Filter the entries, keeping every line with the word "index".

++++++

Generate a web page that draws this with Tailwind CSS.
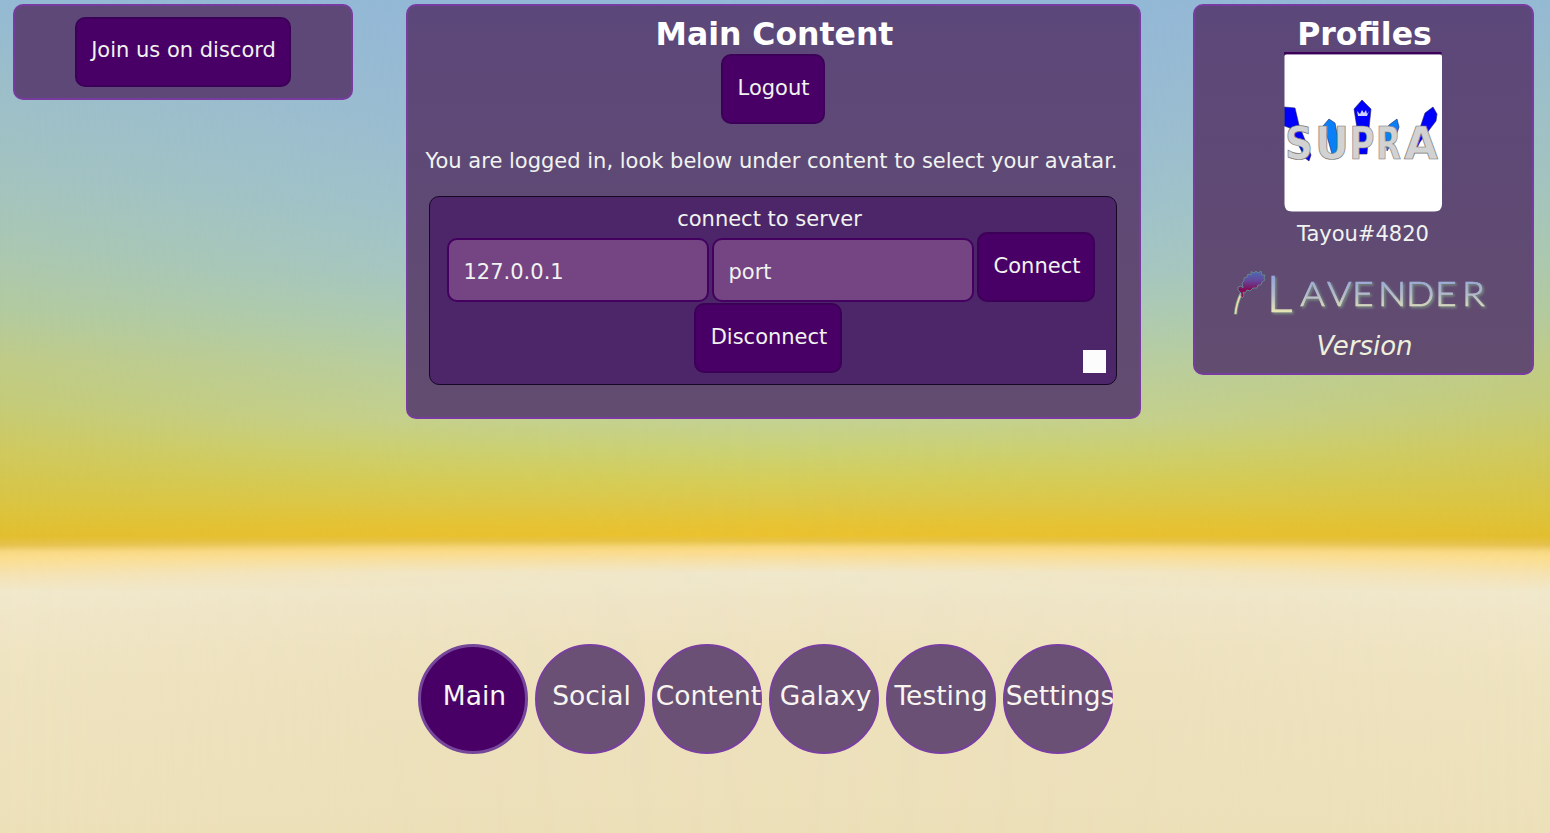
<!DOCTYPE html>
<html lang="en">
<head>
<meta charset="utf-8">
<title>Lavender</title>
<script src="https://cdn.jsdelivr.net/npm/@tailwindcss/browser@4"></script>
</head>
<body class="relative h-[833px] w-[1550px] overflow-hidden font-['DejaVu_Sans',sans-serif] text-[21px] leading-6 text-[#f1f3f0] bg-[linear-gradient(180deg,#93b8d8_0px,#98bbd5_110px,#9dc1d0_200px,#a3c6c8_270px,#aeccb4_330px,#bdd09d_390px,#c4d294_420px,#cbd276_450px,#d5ce5a_480px,#dec849_504px,#e6c436_522px,#ebc22f_535px,#e7c449_541px,#f7d77c_547px,#fcdc89_551px,#f6e1ab_561px,#f0e8cc_573px,#efe5c6_600px,#eee2bf_650px,#ece0b9_833px)]">
<!-- warmer sky towards both sides -->
<div class="absolute inset-0 bg-[linear-gradient(180deg,#94b9d3_0px,#9dbfc8_100px,#a3c3bf_180px,#aac7b1_250px,#b2ca9f_310px,#bfcb87_360px,#c4cb78_405px,#cfc95f_450px,#d4c64f_480px,#dbc43f_508px,#e2be2f_536px,#e5c24e_545px,#f8d883_552px,#fbdd8c_557px,#f5e2b2_575px,#f0e8cc_592px,#f0e6c8_610px,#eee3bf_680px,#ece0b9_833px)] [mask-image:linear-gradient(90deg,#000_0px,rgb(0_0_0/0.25)_400px,transparent_775px,rgb(0_0_0/0.25)_1150px,#000_1550px)]"></div>

<main class="relative flex h-[643px] items-start pt-1 pl-[13px]">
  <section class="flex h-24 w-[340px] items-start justify-center rounded-[10px] border-2 border-[#783b9f] bg-[#5d4877] pt-[11px]">
    <button class="h-[70px] w-[216px] rounded-[10px] border-2 border-[#3d0058] bg-[#480066] pb-1 pl-px whitespace-nowrap">Join us on discord</button>
  </section>

  <section class="ml-[53px] flex h-[415px] w-[735px] flex-col items-center rounded-[10px] border-2 border-[#783b9f] bg-linear-to-b from-[#5c477a] to-[#624c6f] pt-2 pr-[2px]">
    <h1 class="h-10 pl-1 text-[31.500px] leading-10 font-bold text-white">Main Content</h1>
    <button class="mt-0 h-[70px] w-[104px] rounded-[10px] border-2 border-[#3d0058] bg-[#480066] pb-[3px] pl-0.5">Logout</button>
    <p class="mt-[25px] pr-[2px] whitespace-nowrap">You are logged in, look below under content to select your avatar.</p>
    <div class="mt-[23px] flex h-[189px] w-[688px] flex-col rounded-[10px] border border-[#150825] bg-[#4d2669] pt-[10px]">
      <h2 class="pr-[6px] text-center">connect to server</h2>
      <div class="mt-px flex h-[70px] items-end pl-[17px]">
        <div class="flex h-16 w-[262px] items-center rounded-[10px] border-2 border-[#430060] bg-[#754483] pt-[3px] pl-[15px]">127.0.0.1</div>
        <div class="ml-[3px] flex h-16 w-[262px] items-center rounded-[10px] border-2 border-[#430060] bg-[#754483] pt-[3px] pl-[15px]">port</div>
        <button class="ml-[3px] h-[70px] w-[118px] rounded-[10px] border-2 border-[#3d0058] bg-[#480066] pb-[3px] pl-[3px]">Connect</button>
      </div>
      <div class="flex items-end justify-between pt-px pr-[10px] pl-[264px]">
        <button class="h-[70px] w-[148px] rounded-[10px] border-2 border-[#3d0058] bg-[#480066] pb-[3px] pl-[3px]">Disconnect</button>
        <span class="h-[23px] w-[23px] bg-[#fdfcfd]"></span>
      </div>
    </div>
  </section>

  <section class="ml-[52px] flex h-[371px] w-[341px] flex-col items-center rounded-[10px] border-2 border-[#783b9f] bg-linear-to-b from-[#5c477a] to-[#624c6f] pt-2">
    <h1 class="h-[38px] pl-0.5 text-[31.500px] leading-10 font-bold text-white">Profiles</h1>
    <svg class="mr-[1px] block h-[160px] w-[158px]" viewBox="0 0 158 160">
      <rect width="157.500" height="2.5" y="0" fill="#3d0058"/>
      <path d="M.5 4.500Q.5 2.500 2.500 2.500H156Q158 2.500 158 4.500V152Q158 159.500 150.500 159.500H8Q.5 159.500 .5 152Z" fill="#fff"/>
      <g stroke="#22226a" stroke-width=".6">
        <path d="M.5 55 11 56 15 73 27 103 25 109 21 106 6 76 .5 74Z" fill="#0000fb"/>
        <path d="M39 74 45 67 51 71 57 102 48 102 43 84Z" fill="#0a80f8"/>
        <path d="M70 57 78 48 87 57 85 76 83 102 74 102 73 76Z" fill="#0000fb"/>
        <path d="M101 79 105 73 113 67 115 75 112 84 103 99Z" fill="#0a80f8"/>
        <path d="M141 61 149 55 153 62 152 69 136 90 128 106 128 89 136 76Z" fill="#0000fb"/>
      </g>
      <path d="M73 59 76 62 78 58 80 61 82 58 83 62 85 59 83 64 74 64Z" fill="#ccd4ff"/>
      <g font-family="DejaVu Sans, sans-serif" font-weight="bold" font-size="44" fill="#d2d2d2" stroke="#777" stroke-width=".7">
        <text x="1" y="107" textLength="28" lengthAdjust="spacingAndGlyphs">S</text>
        <text x="31" y="107" textLength="34" lengthAdjust="spacingAndGlyphs">U</text>
        <text x="65.500" y="107" textLength="25" lengthAdjust="spacingAndGlyphs">P</text>
        <text x="92" y="107" textLength="25" lengthAdjust="spacingAndGlyphs">R</text>
        <text x="120" y="107" textLength="34" lengthAdjust="spacingAndGlyphs">A</text>
      </g>
    </svg>
    <p class="mt-[10px] pr-px">Tayou#4820</p>
    <svg class="mt-[19px] block h-[60px] w-[270px] overflow-visible" viewBox="0 0 270 60">
      <defs>
        <linearGradient id="letters" gradientUnits="userSpaceOnUse" x1="0" y1="10" x2="0" y2="48">
          <stop offset="0" stop-color="#91a5dc"/><stop offset=".5" stop-color="#b3bacd"/><stop offset="1" stop-color="#ebe8b4"/>
        </linearGradient>
        <linearGradient id="flower" x1="0" y1="0" x2="0" y2="1">
          <stop offset="0" stop-color="#4c6cb4"/><stop offset=".35" stop-color="#64489c"/><stop offset=".7" stop-color="#830c57"/>
        </linearGradient>
        <filter id="soft" x="-10%" y="-20%" width="120%" height="150%"><feDropShadow dx="1.500" dy="1.500" stdDeviation="1.200" flood-color="#7d9c84" flood-opacity=".9"/></filter>
      </defs>
      <path d="M6.500 49.500C7 42 9 35 12.500 28" fill="none" stroke="#728d82" stroke-width="3.500"/>
      <path d="M6.500 49C7 42 9 35 12.500 28" fill="none" stroke="#e9d9ad" stroke-width="1.800"/>
      <path d="M12 28 9 25 9 22 12 21 14 23 13 18 15 16 15 13 18 12 19 9 22 10 22 6.500 25 8 27 6 29 8 32 6 33 10 36 10 35 13 36 15 33 17 32 20 29 20 28 23 24 23 21 26 18 25 16 28 14 27 15 31 13 33 12 31Z" fill="url(#flower)" stroke="#66828e" stroke-width="1"/>
      <g font-family="Lato, sans-serif" font-weight="300" fill="url(#letters)" stroke="url(#letters)" stroke-width=".7" filter="url(#soft)">
        <text x="37.500" y="46.500" font-size="51" textLength="26" lengthAdjust="spacingAndGlyphs">L</text>
        <!-- drawn slightly wider than the face's own proportions -->
        <g transform="scale(1.100 1)">
          <text y="41.500" font-size="34" x="64.700 89 111.800 135.500 161 187.300 211.800">AVENDER</text>
        </g>
      </g>
    </svg>
    <p class="mt-[5px] pl-0.5 text-[26px] leading-8 text-[#eef0dc] italic">Version</p>
  </section>
</main>

<nav class="relative flex gap-[7px] pt-[0.500px] pl-[418px] text-[26.500px] leading-8 whitespace-nowrap text-[#f8f5f1]">
  <a class="flex h-[110px] w-[110px] items-center justify-center rounded-full border-[3px] border-[#75469a] bg-[#480066] pb-1.5 pl-[3px]">Main</a>
  <a class="flex h-[110px] w-[110px] items-center justify-center rounded-full border-2 border-[#793fa0] bg-[#6a5075] pb-1.5 pl-[3px]">Social</a>
  <a class="flex h-[110px] w-[110px] items-center justify-center rounded-full border-2 border-[#793fa0] bg-[#6a5075] pb-1.5 pl-[3px]">Content</a>
  <a class="flex h-[110px] w-[110px] items-center justify-center rounded-full border-2 border-[#793fa0] bg-[#6a5075] pb-1.5 pl-[3px]">Galaxy</a>
  <a class="flex h-[110px] w-[110px] items-center justify-center rounded-full border-2 border-[#793fa0] bg-[#6a5075] pb-1.5">Testing</a>
  <a class="flex h-[110px] w-[110px] items-center justify-center rounded-full border-2 border-[#793fa0] bg-[#6a5075] pb-1.5 pl-1">Settings</a>
</nav>
</body>
</html>
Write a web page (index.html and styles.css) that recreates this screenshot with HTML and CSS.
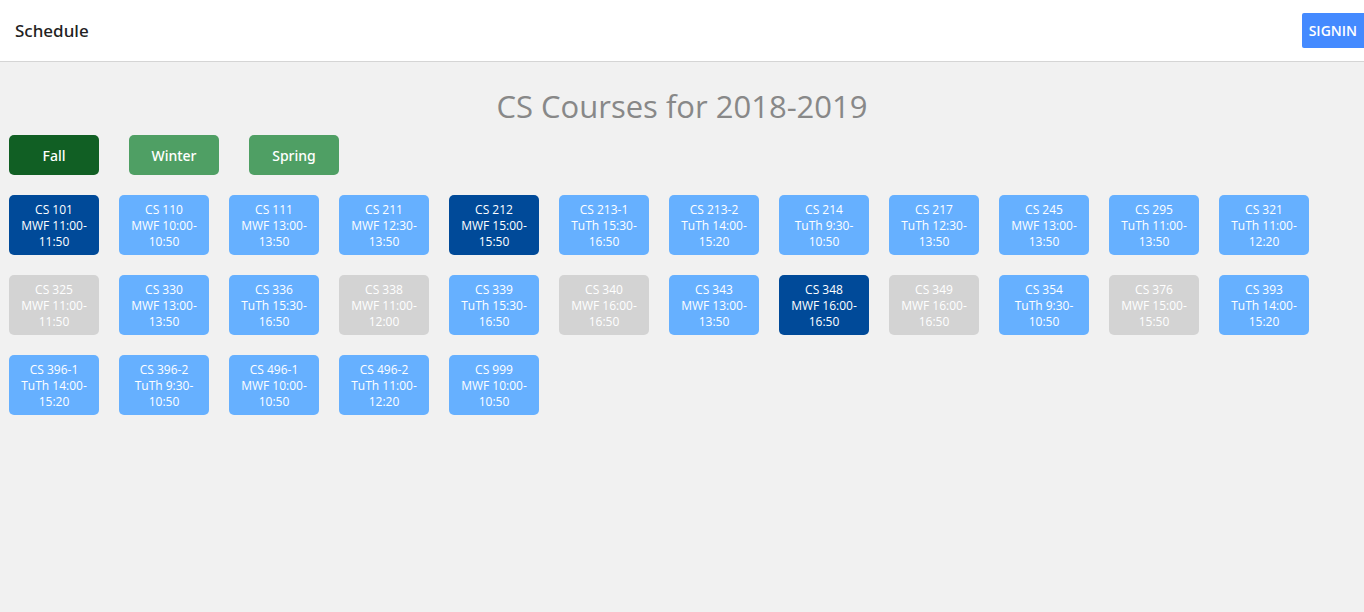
FILE: index.html
```html
<!DOCTYPE html>
<html lang="en">
<head>
<meta charset="utf-8">
<title>Schedule</title>
<link rel="stylesheet" href="styles.css">
</head>
<body>
<header class="header">
  <span class="brand">Schedule</span>
  <button class="signin" type="button">SIGNIN</button>
</header>
<main class="main">
  <h1 class="title">CS Courses for 2018-2019</h1>
  <div class="terms">
    <button class="term active" type="button">Fall</button>
    <button class="term" type="button">Winter</button>
    <button class="term" type="button">Spring</button>
  </div>
  <div class="courses">
    <button class="course selected" type="button">CS 101<br>MWF 11:00-11:50</button>
    <button class="course" type="button">CS 110<br>MWF 10:00-10:50</button>
    <button class="course" type="button">CS 111<br>MWF 13:00-13:50</button>
    <button class="course" type="button">CS 211<br>MWF 12:30-13:50</button>
    <button class="course selected" type="button">CS 212<br>MWF 15:00-15:50</button>
    <button class="course" type="button">CS 213-1<br>TuTh 15:30-16:50</button>
    <button class="course" type="button">CS 213-2<br>TuTh 14:00-15:20</button>
    <button class="course" type="button">CS 214<br>TuTh 9:30-10:50</button>
    <button class="course" type="button">CS 217<br>TuTh 12:30-13:50</button>
    <button class="course" type="button">CS 245<br>MWF 13:00-13:50</button>
    <button class="course" type="button">CS 295<br>TuTh 11:00-13:50</button>
    <button class="course" type="button">CS 321<br>TuTh 11:00-12:20</button>
    <button class="course conflict" type="button">CS 325<br>MWF 11:00-11:50</button>
    <button class="course" type="button">CS 330<br>MWF 13:00-13:50</button>
    <button class="course" type="button">CS 336<br>TuTh 15:30-16:50</button>
    <button class="course conflict" type="button">CS 338<br>MWF 11:00-12:00</button>
    <button class="course" type="button">CS 339<br>TuTh 15:30-16:50</button>
    <button class="course conflict" type="button">CS 340<br>MWF 16:00-16:50</button>
    <button class="course" type="button">CS 343<br>MWF 13:00-13:50</button>
    <button class="course selected" type="button">CS 348<br>MWF 16:00-16:50</button>
    <button class="course conflict" type="button">CS 349<br>MWF 16:00-16:50</button>
    <button class="course" type="button">CS 354<br>TuTh 9:30-10:50</button>
    <button class="course conflict" type="button">CS 376<br>MWF 15:00-15:50</button>
    <button class="course" type="button">CS 393<br>TuTh 14:00-15:20</button>
    <button class="course" type="button">CS 396-1<br>TuTh 14:00-15:20</button>
    <button class="course" type="button">CS 396-2<br>TuTh 9:30-10:50</button>
    <button class="course" type="button">CS 496-1<br>MWF 10:00-10:50</button>
    <button class="course" type="button">CS 496-2<br>TuTh 11:00-12:20</button>
    <button class="course" type="button">CS 999<br>MWF 10:00-10:50</button>
  </div>
</main>
</body>
</html>
```
FILE: styles.css
```css
* {
  box-sizing: border-box;
}

body {
  margin: 0;
  min-height: 100vh;
  background: #f1f1f1;
  font-family: "Open Sans", "Noto Sans", sans-serif;
}

button {
  margin: 0;
  border: 0;
  font-family: inherit;
  color: #fff;
  cursor: pointer;
}

.header {
  display: flex;
  align-items: center;
  justify-content: space-between;
  height: 62px;
  padding-left: 15px;
  background: #fff;
  border-bottom: 1px solid #d5d5d5;
}

.brand {
  font-family: "Noto Sans", "Open Sans", sans-serif;
  font-size: 17px;
  font-weight: 500;
  color: #222;
}

.signin {
  height: 35px;
  padding: 0 7px;
  border-radius: 2px 0 0 2px;
  background: #448aff;
  font-size: 14px;
  font-weight: 600;
}

.main {
  padding: 20px 9px;
}

.title {
  margin: 0;
  font-size: 31px;
  font-weight: 400;
  line-height: 48px;
  text-align: center;
  color: #888;
}

.terms {
  display: flex;
  flex-wrap: wrap;
  gap: 30px;
  margin-top: 5px;
}

.term {
  width: 90px;
  height: 40px;
  border-radius: 5px;
  background: #4f9f64;
  font-family: "Noto Sans", "Open Sans", sans-serif;
  font-size: 14px;
  font-weight: 500;
}

.term.active {
  background: #115f24;
}

.courses {
  display: flex;
  flex-wrap: wrap;
  gap: 20px;
  margin-top: 20px;
}

.course {
  width: 90px;
  min-height: 60px;
  padding: 2px 8px 0;
  border-radius: 5px;
  background: #66b0ff;
  font-size: 12px;
  font-weight: 500;
  line-height: 16px;
}

.course.selected {
  background: #004a99;
}

.course.conflict {
  background: #d3d3d3;
}
```
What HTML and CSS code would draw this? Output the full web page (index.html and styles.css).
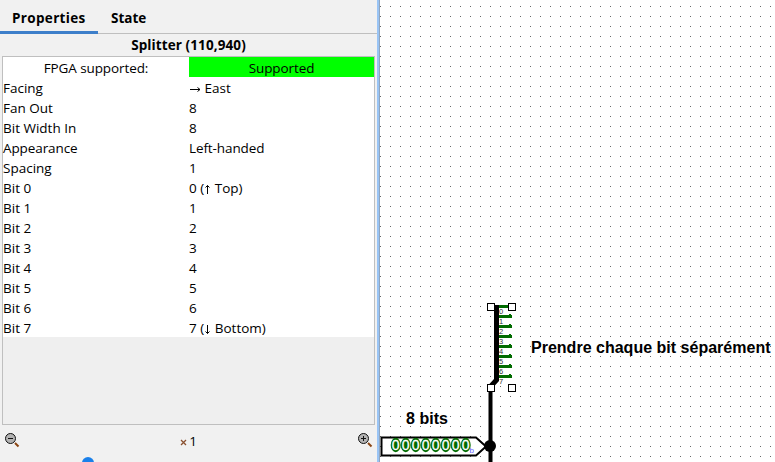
FILE: index.html
```html
<!DOCTYPE html>
<html lang="en">
<head>
<meta charset="utf-8">
<title>Circuit editor</title>
<link rel="stylesheet" href="styles.css">
</head>
<body>
<div class="app">
  <aside class="panel">
    <nav class="tabs">
      <div class="tab active">Properties</div>
      <div class="tab state">State</div>
    </nav>
    <h1 class="title">Splitter (110,940)</h1>
    <section class="attributes">
      <div class="row head"><span>FPGA supported:</span><span class="ok">Supported</span></div>
      <div class="row"><span>Facing</span><span><svg class="arrow wide" viewBox="0 0 12 14"><path d="M1 8.500H11M8.500 6.500L11 8.500L8.500 10.500"/></svg> East</span></div>
      <div class="row"><span>Fan Out</span><span>8</span></div>
      <div class="row"><span>Bit Width In</span><span>8</span></div>
      <div class="row snug"><span>Appearance</span><span>Left-handed</span></div>
      <div class="row"><span>Spacing</span><span>1</span></div>
      <div class="row"><span>Bit 0</span><span>0 (<svg class="arrow" viewBox="0 0 7 14"><path d="M3.500 12V3.500M1.500 5.500L3.500 3.500L5.500 5.500"/></svg> Top)</span></div>
      <div class="row"><span>Bit 1</span><span>1</span></div>
      <div class="row"><span>Bit 2</span><span>2</span></div>
      <div class="row"><span>Bit 3</span><span>3</span></div>
      <div class="row"><span>Bit 4</span><span>4</span></div>
      <div class="row"><span>Bit 5</span><span>5</span></div>
      <div class="row"><span>Bit 6</span><span>6</span></div>
      <div class="row"><span>Bit 7</span><span>7 (<svg class="arrow" viewBox="0 0 7 14"><path d="M3.500 3V11.500M1.500 9.500L3.500 11.500L5.500 9.500"/></svg> Bottom)</span></div>
    </section>
    <footer class="zoom">
      <svg class="lens" viewBox="0 0 16 16"><path class="handle" d="M10 10L13.500 13.500"/><circle cx="5.500" cy="5.500" r="5"/><path d="M3 5.500H8"/></svg>
      <span class="factor"><svg viewBox="0 0 7 7"><path d="M1 1L6 6M6 1L1 6"/></svg>1</span>
      <svg class="lens" viewBox="0 0 16 16"><path class="handle" d="M10 10L13.500 13.500"/><circle cx="5.500" cy="5.500" r="5"/><path d="M3 5.500H8M5.500 3V8"/></svg>
    </footer>
    <div class="slider"><i></i></div>
  </aside>
  <div class="divider"></div>
  <main class="canvas">
    <svg class="circuit" viewBox="380 0 395 462">
      <defs>
        <pattern id="grid" x="380" y="6" width="10" height="10" patternUnits="userSpaceOnUse"><rect width="1" height="1" fill="#666"/></pattern>
      </defs>
      <rect x="380" width="395" height="462" fill="url(#grid)"/>
      <path class="wire" d="M490.500 388V462"/>
      <path class="body" d="M496.500 305V380L491 386"/>
      <path class="pins" d="M499 306.500H512M499 316.500H512M499 326.500H512M499 336.500H512M499 346.500H512M499 356.500H512M499 366.500H512M499 376.500H512"/>
      <path class="bumps" d="M509 314.500H511M509 324.500H511M509 334.500H511M509 344.500H511M509 354.500H511M509 364.500H511M509 374.500H511"/>
      <g class="nums"><text x="499" y="314">0</text><text x="499" y="324">1</text><text x="499" y="334">2</text><text x="499" y="344">3</text><text x="499" y="354">4</text><text x="499" y="364">5</text><text x="499" y="374">6</text><text x="499" y="384">7</text></g>
      <g class="grips"><rect x="487.500" y="303.500" width="7" height="7"/><rect x="508.500" y="303.500" width="7" height="7"/><rect x="487.500" y="384.500" width="7" height="7"/><rect x="508.500" y="384.500" width="7" height="7"/></g>
      <path class="port" d="M381.500 437.500H476L486 446.500L476 455.500H381.500Z"/>
      <g class="bits"><ellipse cx="395.700" cy="445" rx="5" ry="7.200"/><ellipse cx="405.700" cy="445" rx="5" ry="7.200"/><ellipse cx="415.700" cy="445" rx="5" ry="7.200"/><ellipse cx="425.700" cy="445" rx="5" ry="7.200"/><ellipse cx="435.700" cy="445" rx="5" ry="7.200"/><ellipse cx="445.700" cy="445" rx="5" ry="7.200"/><ellipse cx="455.700" cy="445" rx="5" ry="7.200"/><ellipse cx="465.700" cy="445" rx="5" ry="7.200"/></g>
      <text class="value" x="391.800 401.800 411.800 421.800 431.800 441.800 451.800 461.800" y="450">00000000</text>
      <text class="radix" x="469.500" y="453">b</text>
      <circle cx="490" cy="446" r="6"/>
      <text class="label" x="406" y="424" textLength="42">8 bits</text>
      <text class="label" x="531" y="353" textLength="239.500">Prendre chaque bit séparément</text>
    </svg>
  </main>
</div>
</body>
</html>
```
FILE: styles.css
```css
* { box-sizing: border-box; }
body { margin: 0; font-family: "Open Sans", "Noto Sans", sans-serif; font-size: 13.5px; color: #000; }
.app { display: flex; width: 775px; height: 462px; overflow: hidden; background: #f1f1f1; }
.panel { width: 377px; flex: none; display: flex; flex-direction: column; }
.tabs { display: flex; height: 34px; border-bottom: 1px solid #bfbfbf; font-weight: 700; flex: none; }
.tab { height: 34px; padding: 2px 12px 0; line-height: 32px; letter-spacing: 0.33px; }
.tab.active { width: 98px; border-bottom: 3px solid #3d7fca; }
.tab.state { padding-left: 13px; letter-spacing: 0; }
.title { margin: 0; height: 22px; line-height: 23px; text-align: center; font-size: 13.5px; font-weight: 700; letter-spacing: 0.1px; flex: none; }
.attributes { width: 373px; height: 369px; margin-left: 2px; border: 1px solid #bfbfbf; background: #efefef; flex: none; }
.row { display: grid; grid-template-columns: 186px 1fr; height: 20px; line-height: 22px; background: #fff; white-space: pre; }
.snug { letter-spacing: -0.1px; }
.head { text-align: center; letter-spacing: -0.1px; }
.head span { height: 20px; }
.ok { background: #0f0; }
.arrow { width: 7px; height: 14px; fill: none; stroke: #000; vertical-align: -3px; }
.arrow.wide { width: 12px; vertical-align: -2px; }
.zoom { display: flex; justify-content: space-between; height: 32px; padding: 8px 3px 0 5px; flex: none; }
.lens { width: 16px; height: 16px; fill: #b3b3b3; stroke: #111; }
.lens .handle { stroke: #8b4513; stroke-width: 2; }
.factor { line-height: 17px; margin-left: -2px; }
.factor svg { width: 7px; height: 7px; stroke: #8a5030; stroke-width: 1.3; margin-right: 2px; }
.slider { height: 5px; padding-left: 82px; overflow: hidden; }
.slider i { display: block; width: 12px; height: 12px; border-radius: 50%; background: #1a80ea; }
.divider { width: 3px; background: #99c4f5; border-right: 1px solid #91a5bd; flex: none; }
.canvas { width: 395px; background: #fff; flex: none; }
.circuit { display: block; width: 395px; height: 462px; }
.wire { stroke: #000; stroke-width: 4; }
.body { fill: none; stroke: #000; stroke-width: 5; }
.pins { stroke: #006b00; stroke-width: 3; }
.bumps { stroke: #006b00; stroke-width: 1; }
.nums { font: 7.500px "Liberation Sans", sans-serif; fill: #333; }
.grips { fill: #fff; stroke: #000; }
.port { fill: #fff; stroke: #000; stroke-width: 2; }
.bits { fill: #006b00; }
.value { font: 14px "Liberation Sans", sans-serif; fill: #fff; stroke: #fff; stroke-width: 0.3; }
.radix { font: 8px "Liberation Sans", sans-serif; fill: #6060ff; }
.label { font: 700 16px "Liberation Sans", sans-serif; }
```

++++++

• **FULL ANSWER**:
Write a web page (index.html and styles.css) that recreates this screenshot with HTML and CSS.
FILE: index.html
What HTML and CSS code would draw this? Output the full web page (index.html and styles.css).
FILE: index.html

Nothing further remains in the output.